As the largest party and without an overall majority – the Conservatives might choose to govern as a minority administration – a position which, by necessity, usefully removes from the agenda measures born from over-dogmatic stances.
They could also, quite conceivably, make composition with their erstwhile coalition partners, the LibDems [who would gladly accept] – and with the Northern Ireland unionists. It is not inconceivable that both the Conservatives and UKIP could accept cohabitation in government.
As the largest party, if, as we predict, that is what they are at the end of the election, the Conservatives will have options, with the choice made according to the relative strengths of their various potential partners.
They would not offer – and we all know that the SNP would ‘never ever’ accept, an invitation to the nationalists to join them.

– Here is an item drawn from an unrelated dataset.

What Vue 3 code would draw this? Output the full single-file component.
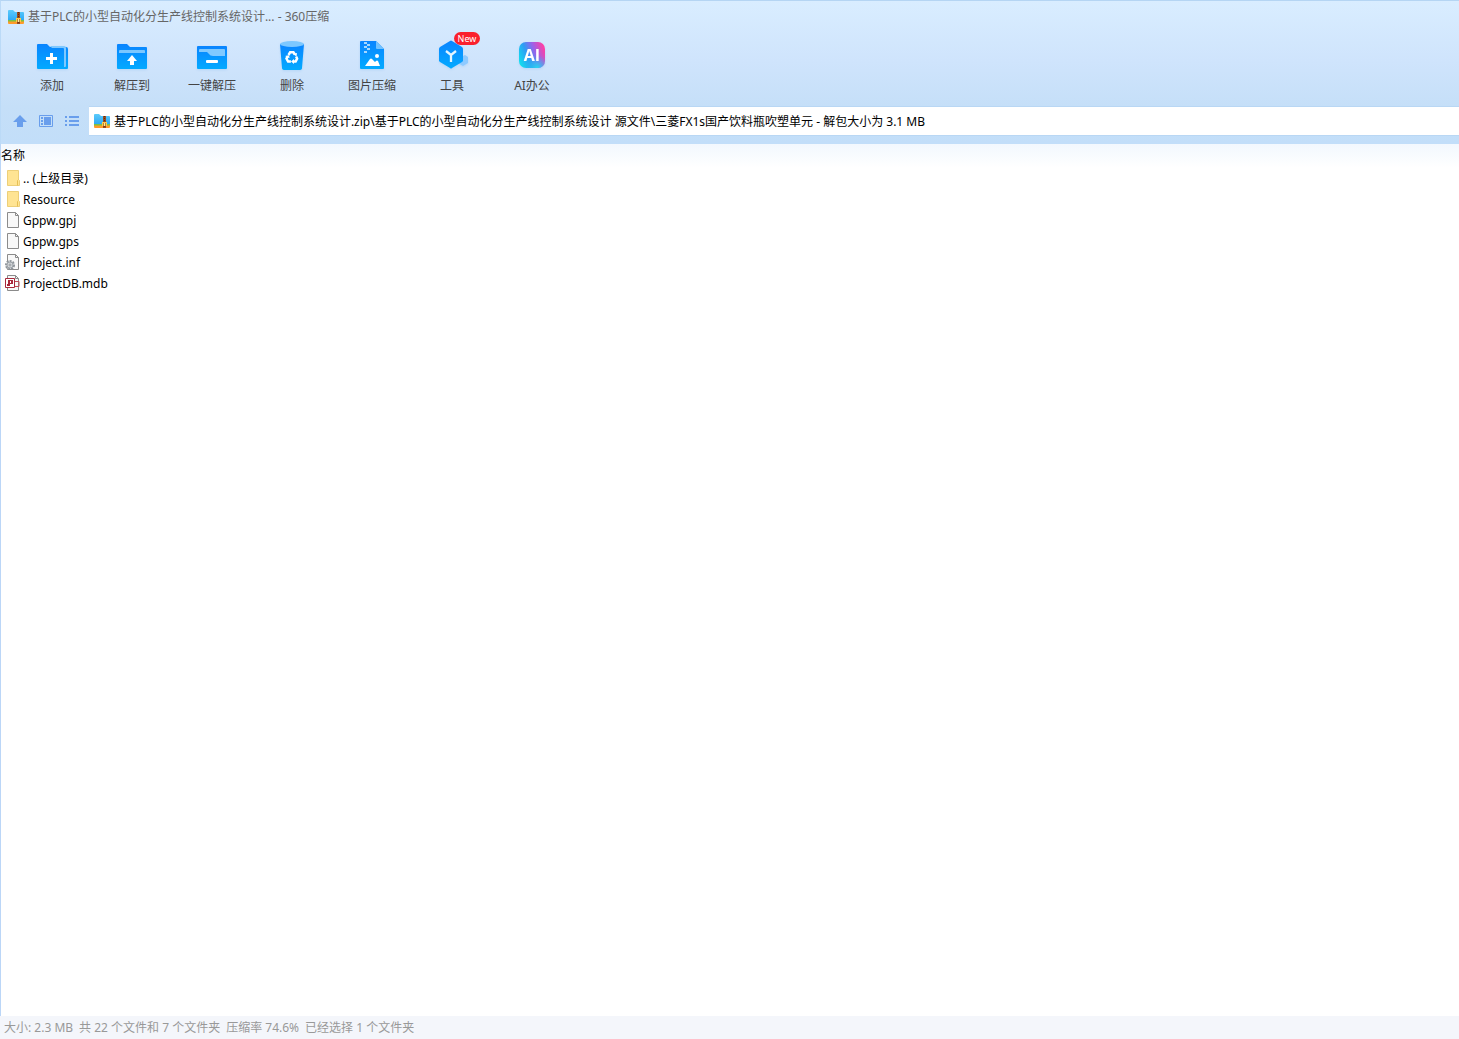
<script setup>
import { ref } from 'vue'

const path = ref('基于PLC的小型自动化分生产线控制系统设计.zip\\基于PLC的小型自动化分生产线控制系统设计 源文件\\三菱FX1s国产饮料瓶吹塑单元 - 解包大小为 3.1 MB')

const tools = [
  { id: 'add', label: '添加' },
  { id: 'extract', label: '解压到' },
  { id: 'quick', label: '一键解压' },
  { id: 'delete', label: '删除' },
  { id: 'image', label: '图片压缩' },
  { id: 'tools', label: '工具', badge: 'New' },
  { id: 'ai', label: 'AI办公' },
]

const files = [
  { name: '.. (上级目录)', type: 'folder' },
  { name: 'Resource', type: 'folder' },
  { name: 'Gppw.gpj', type: 'file' },
  { name: 'Gppw.gps', type: 'file' },
  { name: 'Project.inf', type: 'inf' },
  { name: 'ProjectDB.mdb', type: 'mdb' },
]

const summary = ['大小: 2.3 MB', '共 22 个文件和 7 个文件夹', '压缩率 74.6%', '已经选择 1 个文件夹']
</script>

<template>
  <div class="window">
    <svg class="defs" width="0" height="0" aria-hidden="true">
      <defs>
        <linearGradient id="blue" x1="0" y1="0" x2="0" y2="1">
          <stop offset="0" stop-color="#0a84ff" />
          <stop offset="1" stop-color="#03aaff" />
        </linearGradient>
        <linearGradient id="zipBlue" x1="0" y1="0" x2="0" y2="1">
          <stop offset="0" stop-color="#5ccbfb" />
          <stop offset="1" stop-color="#2aa6f4" />
        </linearGradient>
        <linearGradient id="aiBase" x1="0" y1="0.7" x2="1" y2="0.3">
          <stop offset="0" stop-color="#12dcee" />
          <stop offset="0.35" stop-color="#2f9cf4" />
          <stop offset="0.65" stop-color="#9a62ea" />
          <stop offset="1" stop-color="#ff3fa4" />
        </linearGradient>
        <radialGradient id="aiGlow" cx="0.7" cy="1" r="0.5">
          <stop offset="0" stop-color="#28d8f0" />
          <stop offset="1" stop-color="#28b8f0" stop-opacity="0" />
        </radialGradient>
        <symbol id="archive" viewBox="0 0 16 14">
          <path d="M0 1q0-1 1-1h4l2 2h8q1 0 1 1v8H0z" fill="url(#zipBlue)" />
          <path d="M0 10h16v2H0z" fill="#7cc142" />
          <path d="M0 11.500h16V13q0 1-1 1H1q-1 0-1-1z" fill="#ff9a2b" />
          <path d="M9 2h3v12H9z" fill="#984c20" />
          <path d="M10 2h1v1h-1zm0 2h1v1h-1zm0 2h1v1h-1z" fill="#5b2b13" />
          <path d="M8 8h5v4H8z" fill="#ffc94a" />
          <path d="M9.500 9h2v4h-2z" fill="#7a3b16" />
          <path d="M10 9h1v3h-1z" fill="#ffe8a0" />
        </symbol>
      </defs>
    </svg>

    <header class="chrome">
      <div class="titlebar">
        <svg class="archive" width="16" height="14" aria-hidden="true"><use href="#archive" /></svg>
        <h1>基于PLC的小型自动化分生产线控制系统设计... - 360压缩</h1>
      </div>

      <nav class="toolbar">
        <button v-for="tool in tools" :key="tool.id" type="button" class="tool">
          <svg class="tool-icon" width="36" height="36" viewBox="0 0 36 36" aria-hidden="true">
            <template v-if="tool.id === 'add'">
              <path d="M3 8q0-1 1-1h9l3 3h16q2 0 2 2v19q0 1-1 1H4q-1 0-1-1z" fill="url(#blue)" />
              <path d="M16 9h14q2 0 2 2v18q0 1-1 1h-1V12q0-1-1-1H18z" fill="#7ec8ff" />
              <path d="M16 16h3v4h4v3h-4v4h-3v-4h-4v-3h4z" fill="#fff" />
            </template>
            <template v-else-if="tool.id === 'extract'">
              <path d="M3 8q0-1 1-1h9l3 3h16q1 0 1 1v20q0 1-1 1H4q-1 0-1-1z" fill="url(#blue)" />
              <path d="M5 16v-2q0-1 1-1h24q1 0 1 1v2z" fill="#7bc7ff" />
              <path d="m18 18 5 6h-3v4h-4v-4h-3z" fill="#fff" />
            </template>
            <template v-else-if="tool.id === 'quick'">
              <rect x="3" y="9" width="30" height="23" rx="1" fill="url(#blue)" />
              <path d="M5 15v-2q0-1 1-1h24q1 0 1 1v6H19q-3 0-4-2l-2-2z" fill="#80c9ff" />
              <rect x="12" y="23" width="12" height="3" rx="1" fill="#fff" />
            </template>
            <template v-else-if="tool.id === 'delete'">
              <path d="M6 7h24l-2 24q0 2-3 2H11q-3 0-3-2z" fill="url(#blue)" />
              <ellipse cx="18" cy="7" rx="12" ry="3" fill="#7dc8ff" />
              <g fill="none" stroke="#fff" stroke-width="2.5">
                <path d="m14.5 18 1.7-2.8h3.2l1.5 2.3" />
                <path d="m22.1 19.4 1 2.2-1.5 3h-2.5" />
                <path d="M16.9 24.6h-2.8l-1.6-3 1.2-2.2" />
              </g>
              <path d="m19 17 4-1-.5 3.5zM20 22v5l-3-2.5zM11 19l4-.8.6 3z" fill="#fff" />
            </template>
            <template v-else-if="tool.id === 'image'">
              <path d="M6 5q0-1 1-1h15l8 8v19q0 1-1 1H7q-1 0-1-1z" fill="url(#blue)" />
              <path d="m22 4 8 8h-7q-1 0-1-1z" fill="#73c2ff" />
              <path d="M10 5h3v2h-3zm3 2h3v2h-3zm-3 2h3v2h-3zm3 2h3v2h-3zm-3 3h3v2h-3z" fill="#a5d7ff" />
              <path d="m11 29 5-7q1-1 2 0l3 3 1-1q1-1 2 0l2 5z" fill="#fff" />
              <circle cx="23" cy="19" r="2" fill="#fff" />
            </template>
            <template v-else-if="tool.id === 'tools'">
              <path d="M27 20l4-2 3 2v6l-5 3-5-3z" fill="#8ecaff" />
              <path d="M16 4q1-1 2 0l10 6q1 1 1 2v12l-1 1-10 6q-1 1-2 0L6 25l-1-1V12q0-1 1-2z" fill="url(#blue)" />
              <path d="m12 14 5 4 5-4m-5 4v7" fill="none" stroke="#e2f5ff" stroke-width="2.3" />
            </template>
            <template v-else>
              <rect x="5" y="5" width="26" height="26" rx="7" fill="url(#aiBase)" />
              <rect x="5" y="5" width="26" height="26" rx="7" fill="url(#aiGlow)" />
              <text x="18" y="24" text-anchor="middle" class="ai-text">AI</text>
            </template>
          </svg>
          <span>{{ tool.label }}</span>
          <span v-if="tool.badge" class="badge">{{ tool.badge }}</span>
        </button>
      </nav>

      <div class="address">
        <div class="nav-buttons">
          <button type="button" aria-label="上级目录">
            <svg width="14" height="14" viewBox="0 0 14 14"><path d="m7 1 7 7h-4v5H4V8H0z" fill="#699eec" /></svg>
          </button>
          <button type="button" aria-label="预览">
            <svg width="14" height="14" viewBox="0 0 14 14" fill="#699eec">
              <path d="M.5 1.5h13v11H.5z" fill="none" stroke="#699eec" />
              <path d="M5 3h7v8H5zM2 3h2v2H2zm0 3h2v2H2zm0 3h2v2H2z" />
            </svg>
          </button>
          <button type="button" aria-label="列表">
            <svg width="14" height="14" viewBox="0 0 14 14" fill="#699eec">
              <path d="M0 2h2v2H0zm4 0h10v2H4zM0 6h2v2H0zm4 0h10v2H4zm-4 4h2v2H0zm4 0h10v2H4z" />
            </svg>
          </button>
        </div>
        <label class="path-box">
          <svg class="archive" width="16" height="14" aria-hidden="true"><use href="#archive" /></svg>
          <input v-model="path" type="text" aria-label="路径" />
        </label>
      </div>
    </header>

    <main class="listing">
      <table>
        <thead>
          <tr><th scope="col">名称</th></tr>
        </thead>
        <tbody>
          <tr v-for="file in files" :key="file.name">
            <td>
              <div class="entry">
                <svg width="16" height="17" viewBox="0 0 16 17" aria-hidden="true">
                  <template v-if="file.type === 'folder'">
                    <path d="M2.5.5h11v9l1 1v5h-12z" fill="#ffe493" stroke="#edcf78" />
                    <path d="M12.500 15.500v-5l1-1" fill="none" stroke="#e6bf55" />
                  </template>
                  <template v-else>
                    <path d="M2.5.5h8l3 3v12h-11z" fill="#f8f8f8" stroke="#8b8b8b" />
                    <path d="M10.5.5v3h3" fill="none" stroke="#8b8b8b" />
                  </template>
                  <template v-if="file.type === 'inf'">
                    <circle cx="5" cy="11" r="4" fill="#eee" stroke="#8d9399" stroke-width="2" stroke-dasharray="2 1" />
                    <circle cx="5" cy="11" r="3" fill="#d5d8db" stroke="#9da3a9" />
                    <circle cx="5" cy="11" r="1" fill="#fff" stroke="#8d9399" />
                  </template>
                  <template v-if="file.type === 'mdb'">
                    <path d="M10 6.500h4v5h-4" fill="none" stroke="#bd4a56" />
                    <path d="M.5 3.500h9v9h-9z" fill="#fff" stroke="#a9283c" />
                    <path d="M3 5h5v4H5v2H2V9h1zm2 1v2h1V6z" fill="#a9283c" fill-rule="evenodd" />
                  </template>
                </svg>
                <span>{{ file.name }}</span>
              </div>
            </td>
          </tr>
        </tbody>
      </table>
    </main>

    <footer class="status">
      <span v-for="item in summary" :key="item">{{ item }}</span>
    </footer>
  </div>
</template>

<style>
body {
  margin: 0;
}
</style>

<style scoped>
.window {
  display: flex;
  flex-direction: column;
  min-height: 100vh;
  background: #fff;
  color: #000;
  font: 12px/16px "Noto Sans", "Noto Sans CJK SC", sans-serif;
}
.defs {
  position: absolute;
}
.chrome {
  box-sizing: border-box;
  border-top: 1px solid #b5d5f3;
  border-left: 1px solid #bbdaf7;
  background: linear-gradient(#d9edff, #cfe4fc 60px, #c5dff8 106px, #c2def9);
}
.titlebar {
  display: flex;
  align-items: center;
  gap: 4px;
  height: 31px;
  padding-left: 7px;
}
h1 {
  margin: 0;
  color: #666;
  font-size: 12px;
  font-weight: 400;
  white-space: nowrap;
}
.archive {
  flex: none;
}
.toolbar {
  display: flex;
  height: 74px;
  padding-left: 11px;
}
button {
  border: 0;
  background: none;
  color: inherit;
  font: inherit;
}
.tool {
  position: relative;
  display: flex;
  flex-direction: column;
  align-items: center;
  width: 80px;
  padding: 5px 0 0;
  gap: 5px;
  color: #444;
}
.tool-icon {
  display: block;
  filter: drop-shadow(0 1px 1px #7fb8f050);
}
.ai-text {
  fill: #fff;
  font: 700 16px "Open Sans", sans-serif;
}
.badge {
  position: absolute;
  top: 0;
  left: 42px;
  width: 26px;
  height: 13px;
  border-radius: 7px;
  background: #fa202d;
  color: #fff;
  font-size: 9px;
  line-height: 13px;
}
.address {
  display: flex;
  height: 30px;
  padding-bottom: 8px;
}
.nav-buttons {
  display: flex;
  align-items: center;
  gap: 12px;
  width: 76px;
  padding-left: 12px;
}
.nav-buttons button {
  padding: 0;
  height: 14px;
}
.nav-buttons svg {
  display: block;
}
.path-box {
  display: flex;
  flex: 1;
  align-items: center;
  gap: 4px;
  padding-left: 5px;
  border: 1px solid #b9d7f4;
  border-width: 1px 0;
  background: #fff;
}
input {
  flex: 1;
  min-width: 0;
  padding: 2px 0 0;
  border: 0;
  outline: 0;
  background: none;
  color: #000;
  font: inherit;
}
.listing {
  flex: 1;
  border-left: 1px solid #bbd6f7;
}
table {
  width: 100%;
  border-collapse: collapse;
}
th {
  height: 24px;
  padding: 0;
  background: linear-gradient(#f2f8fe, #fff);
  font-weight: 400;
  text-align: left;
}
td {
  height: 21px;
  padding: 0 0 0 4px;
}
.entry {
  display: flex;
  align-items: center;
  gap: 2px;
}
.status {
  display: flex;
  gap: 6px;
  height: 23px;
  padding-left: 4px;
  background: #f4f6fb;
  color: #999;
  line-height: 23px;
}
</style>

Labour could not credibly afford to embrace the SNP in coalition – with the all-out war between the two in Scotland and with the deep division between unionism and separatism. These are identifiers so visceral as to resist pragmatic partnership.
The probability, however the various predations and failures play out, is that the SNP group at Westminster, whatever size it is, will be a standalone ginger group, free of responsibility and equally free to pick whatever targets are of greatest advantage regardless of their political party origins.
Beyond an informal agreement of support on a case by case basis in exchange for adding some items to a government agenda, it is beyond fantasy to imagine that any party could invite the SNP into coalition at Westminster, or that the SNP would actually want to be a part of the government of a United Kingdom from which it is more determined than ever to depart at the first available opportunity.
They would be seen as – and could actually be – a fifth column en plein air. Any party choosing to put them in such a position would have an electoral price to pay.
Only Nick Clegg could fail to see the obvious in this.